Second, it was necessarily imperialistic. Within months of the Westphalian Treaties, Oliver Cromwell had attacked Ireland (the first ever colony of conquest) and acquired for England the possession over its entire land area. In the subsequent decades, European powers, even while “peacefully co-existing” within Europe, were engaged in bitter wars in far-off places like India, with each trying to carve out an empire for itself. Third, the “nation” was apotheosised for its own sake; the idea invariably was to make the “nation” strong. This was not just a notion of mercantilism to which it has been obviously ascribed; it underlay even classical political economy.
India as a whole had been ruled by emperors like Ashoka and Samudragupta in ancient times and Akbar to Aurangzeb in Medieval times. But, it was only in the 19th century that the concept of a national identity and national consciousness emerged. This growth was intimately connected to the anti-colonial movement. The social, economic and political factors had inspired the people to define and achieve their national identity. The concept of national and nationalism that developed in countries like India during their anti-colonial struggle was of an altogether different kind. It was was sui generis, essentially a democratic and egalitarian concept of national as opposed to the aggrandising European’s one. Central to this concept is tolerance, accommodation and negotiation in the event of differences, not the use of brute force to enforce silence and assert hegemony.
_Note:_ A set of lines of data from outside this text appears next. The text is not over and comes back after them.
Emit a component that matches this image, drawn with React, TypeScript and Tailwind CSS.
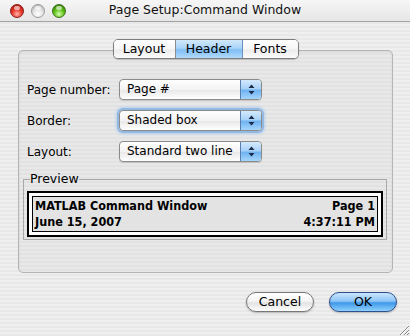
import React from 'react';

const stripes =
  'bg-[repeating-linear-gradient(180deg,#efefef_0px,#efefef_2px,#e8e8e8_2px,#e8e8e8_4px)]';

const Light = ({ color }: { color: 'red' | 'gray' | 'green' }) => {
  const fill =
    color === 'red'
      ? 'bg-[radial-gradient(circle_at_50%_75%,#ffb3a8_0%,#e8392c_45%,#9c0f08_100%)] border-[#8a1d16]'
      : color === 'green'
        ? 'bg-[radial-gradient(circle_at_50%_75%,#d8ffb0_0%,#5dc317_45%,#2c6d05_100%)] border-[#3b6d1b]'
        : 'bg-[radial-gradient(circle_at_50%_75%,#ffffff_0%,#e4e4e4_45%,#a8a8a8_100%)] border-[#9a9a9a]';
  return (
    <div className={`relative w-[14px] h-[14px] rounded-full border ${fill}`}>
      <div className="absolute left-[3px] top-[1px] w-[6px] h-[4px] rounded-full bg-white/60" />
    </div>
  );
};

const Arrows = () => (
  <svg width="7" height="11" viewBox="0 0 7 11">
    <path d="M3.5 0.5 L6.5 4 L0.5 4 Z" fill="#1c2a48" />
    <path d="M3.5 10.5 L6.5 7 L0.5 7 Z" fill="#1c2a48" />
  </svg>
);

const Popup = ({ value, focused }: { value: string; focused?: boolean }) => (
  <div
    className={`flex w-[143px] h-[21px] rounded-[4px] border border-[#8b8b8b] overflow-hidden bg-[linear-gradient(180deg,#ffffff_0%,#f3f3f3_50%,#e9e9e9_55%,#ffffff_100%)] ${
      focused ? 'shadow-[0_0_0_2px_#93b9e3,0_0_3px_3px_#b5d0ee]' : 'shadow-[0_1px_1px_rgba(0,0,0,0.15)]'
    }`}
  >
    <div className="flex-1 pl-[7px] text-[12px] leading-[19px] whitespace-nowrap overflow-hidden">{value}</div>
    <div className="w-[21px] flex items-center justify-center border-l border-[#5a7db0] bg-[linear-gradient(180deg,#d4eafd_0%,#a9d2f8_45%,#6fb3f1_55%,#a6d6fc_100%)]">
      <Arrows />
    </div>
  </div>
);

const Row = ({ label, value, focused }: { label: string; value: string; focused?: boolean }) => (
  <div className="flex items-center">
    <div className="w-[92px] text-[12px]">{label}</div>
    <Popup value={value} focused={focused} />
  </div>
);

const Tab = ({ label, active, w, last }: { label: string; active?: boolean; w: string; last?: boolean }) => (
  <div
    className={`${w} h-full flex items-center justify-center text-[12.5px] ${last ? '' : 'border-r border-[#8c8c8c]'} ${
      active
        ? 'bg-[linear-gradient(180deg,#d3e9fc_0%,#a9d3f9_45%,#80bdf3_55%,#b2dafc_100%)] border-r-[#6d8fbf]'
        : 'bg-[linear-gradient(180deg,#ffffff_0%,#f6f6f6_50%,#ececec_55%,#fbfbfb_100%)]'
    }`}
  >
    {label}
  </div>
);

const Button = ({ label, primary }: { label: string; primary?: boolean }) => (
  <div
    className={`w-[68px] h-[20px] rounded-full border flex items-center justify-center text-[12.5px] shadow-[0_1px_2px_rgba(0,0,0,0.25)] ${
      primary
        ? 'border-[#2f4f8f] bg-[linear-gradient(180deg,#c9e5fd_0%,#8fc6f6_45%,#3f98ea_55%,#8ed1fd_100%)]'
        : 'border-[#777] bg-[linear-gradient(180deg,#ffffff_0%,#f4f4f4_45%,#e3e3e3_55%,#fdfdfd_100%)]'
    }`}
  >
    {label}
  </div>
);

export default function App() {
  return (
    <div
      className={`relative w-[410px] h-[336px] overflow-hidden text-black font-['DejaVu_Sans',sans-serif] ${stripes}`}
    >
      <div className="relative flex items-center h-[22px] border-b border-[#a3a3a3] bg-[linear-gradient(180deg,#f6f6f6_0%,#e6e6e6_100%)]">
        <div className="flex items-center gap-[7px] pl-[10px]">
          <Light color="red" />
          <Light color="gray" />
          <Light color="green" />
        </div>
        <div className="absolute inset-0 flex items-center justify-center text-[12.5px] text-[#111]">
          Page Setup:Command Window
        </div>
      </div>

      <div className="pl-[18px] pr-[17px]">
        <div className="relative z-10 flex justify-center pt-[17px] -mb-[9px]">
          <div className="flex h-[20px] rounded-[5px] border border-[#7d7d7d] overflow-hidden shadow-[0_1px_1px_rgba(0,0,0,0.2)]">
            <Tab label="Layout" w="w-[62px]" />
            <Tab label="Header" w="w-[67px]" active />
            <Tab label="Fonts" w="w-[55px]" last />
          </div>
        </div>

        <div className="h-[223px] rounded-[5px] border border-[#b4b4b4] bg-[repeating-linear-gradient(180deg,#e8e8e8_0px,#e8e8e8_2px,#e2e2e2_2px,#e2e2e2_4px)] shadow-[inset_0_1px_2px_rgba(0,0,0,0.08)]">
          <div className="flex flex-col gap-[10px] pt-[28px] pl-[8px]">
            <Row label="Page number:" value="Page #" />
            <Row label="Border:" value="Shaded box" focused />
            <Row label="Layout:" value="Standard two line" />
          </div>

          <fieldset className="mt-[10px] ml-[4px] mr-[5px] border border-[#a9a9a9] pl-[3px] pr-[3px] pb-[2px]">
            <legend className="ml-[3px] text-[12.5px] leading-[14px]">Preview</legend>
            <div className="mt-[5px] border-2 border-black bg-white p-[3px]">
              <div className="border border-black bg-[#e3e3e3] px-[2px] py-[1px] font-['DejaVu_Sans_Condensed','DejaVu_Sans',sans-serif] text-[12.5px] font-bold leading-[16px]">
                <div className="flex justify-between">
                  <span>MATLAB Command Window</span>
                  <span>Page 1</span>
                </div>
                <div className="flex justify-between">
                  <span>June 15, 2007</span>
                  <span>4:37:11 PM</span>
                </div>
              </div>
            </div>
          </fieldset>
        </div>
      </div>

      <div className="flex justify-end gap-[15px] pr-[13px] mt-[19px]">
        <Button label="Cancel" />
        <Button label="OK" primary />
      </div>

      <svg className="absolute right-0 bottom-0" width="13" height="13" viewBox="0 0 13 13">
        <path d="M12 3 L3 12 M12 7 L7 12 M12 10 L10 12" stroke="#8a8a8a" strokeWidth="1" />
        <path d="M12 4 L4 12 M12 8 L8 12" stroke="#ffffff" strokeWidth="1" />
      </svg>
    </div>
  );
}
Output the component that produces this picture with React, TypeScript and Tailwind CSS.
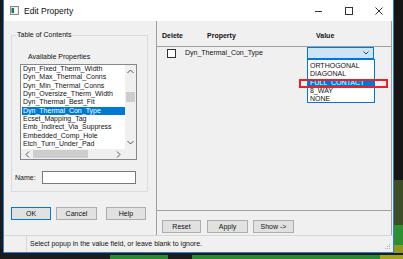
import React from 'react';

const properties = [
  'Dyn_Fixed_Therm_Width',
  'Dyn_Max_Thermal_Conns',
  'Dyn_Min_Thermal_Conns',
  'Dyn_Oversize_Therm_Width',
  'Dyn_Thermal_Best_Fit',
  'Dyn_Thermal_Con_Type',
  'Ecset_Mapping_Tag',
  'Emb_Indirect_Via_Suppress',
  'Embedded_Comp_Hole',
  'Etch_Turn_Under_Pad',
];

const options = ['ORTHOGONAL', 'DIAGONAL', 'FULL_CONTACT', '8_WAY', 'NONE'];

function WinButton({ label, width, focused }: { label: string; width: string; focused?: boolean }) {
  return (
    <div
      className={`${width} h-[13px] flex items-center justify-center bg-[#e1e1e1] border ${
        focused ? 'border-[#0078d7]' : 'border-[#adadad]'
      }`}
    >
      {label}
    </div>
  );
}

function TitleBar() {
  return (
    <div className="h-[21px] bg-white flex items-center shrink-0">
      {/* app icon */}
      <svg width="9" height="9" viewBox="0 0 9 9" className="ml-[6px]">
        <rect x="0.5" y="0.5" width="8" height="8" fill="#e8e8e8" stroke="#8a8a8a" />
        <rect x="1.5" y="2" width="2.5" height="5" fill="#1f7a5a" />
        <rect x="4.5" y="2" width="3" height="5" fill="#ffffff" />
      </svg>
      <span className="ml-[5px] text-[8.5px] text-[#111]">Edit Property</span>

      <div className="ml-auto flex items-center">
        <svg width="8" height="8" viewBox="0 0 8 8" className="mr-[22px]">
          <line x1="0" y1="4.5" x2="7" y2="4.5" stroke="#333" strokeWidth="1" />
        </svg>
        <svg width="8" height="8" viewBox="0 0 8 8" className="mr-[22px]">
          <rect x="0.5" y="0.5" width="7" height="7" fill="none" stroke="#333" strokeWidth="1" />
        </svg>
        <svg width="8" height="8" viewBox="0 0 8 8" className="mr-[10px]">
          <path d="M0.5 0.5 L7.5 7.5 M7.5 0.5 L0.5 7.5" stroke="#333" strokeWidth="1" />
        </svg>
      </div>
    </div>
  );
}

function LeftPanel() {
  return (
    <div className="w-[152px] shrink-0 flex flex-col pl-[7px] pt-[14px]">
      {/* Table of Contents group */}
      <div className="relative w-[137px] h-[157px] border border-[#dcdcdc] flex flex-col">
        <span className="absolute -top-[5px] left-[4px] px-[1px] bg-[#f0f0f0] leading-[8px]">Table of Contents</span>

        <div className="mt-[17px] ml-[16px] h-[8px] leading-[8px]">Available Properties</div>

        <div className="mt-[3px] ml-[8px] w-[117px] h-[96px] border border-[#828790] bg-white flex flex-col">
          <div className="flex h-[84px]">
            <div className="flex-1 overflow-hidden pl-[1px]">
              {properties.map((p) => (
                <div
                  key={p}
                  className={`h-[8.35px] leading-[8.35px] pl-[1px] whitespace-nowrap ${
                    p === 'Dyn_Thermal_Con_Type' ? 'bg-[#0078d7] text-white' : ''
                  }`}
                >
                  {p}
                </div>
              ))}
            </div>
            <div className="w-[11px] bg-[#f0f0f0] flex flex-col items-center">
              <svg width="7" height="5" viewBox="0 0 7 5" className="mt-[4px]">
                <path d="M0.5 4 L3.5 1 L6.5 4" fill="none" stroke="#555" strokeWidth="1" />
              </svg>
              <div className="mt-[18px] w-[9px] h-[10px] bg-[#cdcdcd]" />
              <svg width="7" height="5" viewBox="0 0 7 5" className="mt-auto mb-[4px]">
                <path d="M0.5 1 L3.5 4 L6.5 1" fill="none" stroke="#555" strokeWidth="1" />
              </svg>
            </div>
          </div>
          <div className="flex flex-1 bg-[#f0f0f0]">
            <div className="flex-1 flex items-center">
              <svg width="5" height="7" viewBox="0 0 5 7" className="ml-[4px]">
                <path d="M4 0.5 L1 3.5 L4 6.5" fill="none" stroke="#555" strokeWidth="1" />
              </svg>
              <div className="ml-[3px] w-[55px] h-[8px] bg-[#cdcdcd]" />
              <svg width="5" height="7" viewBox="0 0 5 7" className="ml-auto mr-[4px]">
                <path d="M1 0.5 L4 3.5 L1 6.5" fill="none" stroke="#555" strokeWidth="1" />
              </svg>
            </div>
            <div className="w-[11px] bg-[#f0f0f0]" />
          </div>
        </div>

        <div className="mt-[11px] flex items-center">
          <span className="ml-[3px] w-[27px]">Name:</span>
          <div className="w-[94px] h-[13px] bg-white border border-[#7a7a7a]" />
        </div>
      </div>

      <div className="mt-[15px] flex">
        <WinButton label="OK" width="w-[40px]" focused />
        <div className="ml-[5px]">
          <WinButton label="Cancel" width="w-[41px]" />
        </div>
        <div className="ml-[9px]">
          <WinButton label="Help" width="w-[40px]" />
        </div>
      </div>
    </div>
  );
}

function RightPanel() {
  return (
    <div className="w-[236px] shrink-0 flex flex-col border-l border-r border-[#a0a0a0]">
      <div className="h-[26px] shrink-0 border-b border-[#a0a0a0] flex pt-[11px] pl-[5px] font-bold leading-[8px]">
        <span className="w-[45px]">Delete</span>
        <span className="w-[109px]">Property</span>
        <span>Value</span>
      </div>

      <div className="relative h-[164px] shrink-0 border-b border-[#a0a0a0]">
        <div className="flex items-center h-[12px] pl-[10px]">
          <div className="w-[9px] h-[9px] bg-white border border-[#333]" />
          <span className="ml-[9px] w-[122px]">Dyn_Thermal_Con_Type</span>
          <div className="w-[67px] h-[12px] bg-[#cce4f7] border border-[#0078d7] flex items-center justify-end pr-[4px]">
            <svg width="6" height="4" viewBox="0 0 6 4">
              <path d="M0.5 0.5 L3 3 L5.5 0.5" fill="none" stroke="#444" strokeWidth="1" />
            </svg>
          </div>
        </div>

        {/* open dropdown list */}
        <div className="absolute left-[150px] top-[12px] w-[68px] h-[44px] bg-white border border-[#0078d7] pt-[2px]">
          {options.map((o) => (
            <div
              key={o}
              className={`h-[8.3px] leading-[8.3px] pl-[2px] ${
                o === 'FULL_CONTACT' ? 'bg-[#0078d7] text-white' : ''
              }`}
            >
              {o}
            </div>
          ))}
        </div>

        {/* red highlight box */}
        <div className="absolute left-[142px] top-[32px] w-[89px] h-[9px] border-2 border-[#e8202a]" />
      </div>

      <div className="flex-1 flex pt-[9px] pl-[5px]">
        <WinButton label="Reset" width="w-[39px]" />
        <div className="ml-[6px]">
          <WinButton label="Apply" width="w-[41px]" />
        </div>
        <div className="ml-[5px]">
          <WinButton label="Show ->" width="w-[41px]" />
        </div>
      </div>
    </div>
  );
}

function Window() {
  return (
    <div className="w-[391px] shrink-0 flex flex-col bg-[#f0f0f0] border-l border-r border-b border-[#2b7fd0]">
      <TitleBar />
      <div className="h-[214px] shrink-0 flex">
        <LeftPanel />
        <RightPanel />
      </div>
      <div className="flex-1 flex border-t border-[#d7d7d7]">
        <div className="w-[23px] border-r border-[#d7d7d7]" />
        <span className="ml-[3px] self-center leading-[8px]">
          Select popup in the value field, or leave blank to ignore.
        </span>
        <svg width="6" height="6" viewBox="0 0 6 6" className="ml-auto mt-auto mb-[2px] mr-[2px]">
          <rect x="4" y="0" width="1" height="1" fill="#b0b0b0" />
          <rect x="2" y="2" width="1" height="1" fill="#b0b0b0" />
          <rect x="4" y="2" width="1" height="1" fill="#b0b0b0" />
          <rect x="0" y="4" width="1" height="1" fill="#b0b0b0" />
          <rect x="2" y="4" width="1" height="1" fill="#b0b0b0" />
          <rect x="4" y="4" width="1" height="1" fill="#b0b0b0" />
        </svg>
      </div>
    </div>
  );
}

export default function App() {
  return (
    <div className="w-[403px] h-[259px] flex flex-col overflow-hidden bg-[#141414] text-[7px] leading-[8px] text-[#111] font-['Liberation_Sans',Arial,sans-serif]">
      <div className="h-[253px] shrink-0 flex">
        <div className="w-[3px] shrink-0 bg-[#1a1a1a]" />
        <Window />
        <div className="flex-1 flex flex-col">
          <div className="h-[180px] bg-[#161616]" />
          <div className="h-[45px] bg-[#3d4d28]" />
          <div className="h-[20px] bg-[#2f8f33]" />
          <div className="flex-1 bg-[#8e9a24]" />
        </div>
      </div>
      <div className="flex-1 flex flex-col">
        <div className="h-[2px] bg-[#1c1c1c]" />
        <div className="flex-1 flex">
          <div className="w-[110px] bg-[#1c1c1c]" />
          <div className="w-[58px] bg-[#2b8a31]" />
          <div className="w-[24px] bg-[#1c1c1c]" />
          <div className="w-[188px] bg-[#2b8a31]" />
          <div className="flex-1 bg-[#a3a322]" />
        </div>
      </div>
    </div>
  );
}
The laws introduced by the British Government across several regions led to unit Indians politically and strengthened the concept of citizenship and one nation among them. The social and religious reform movements of the 19th century also contributed to the feeling of being national. In this regard Swami Vivekananda, Annie Besant, Henry Derozio and many others played a great role.
They revived the glory of ancient India, created faith among the people in their religion and culture and thus gave the message of love for their motherland. The intellectual and spiritual side of this concept was voiced by persons like Bankim Chandra Chatterji, Swami Dayanand Saraswati and Aurobindo Ghosh.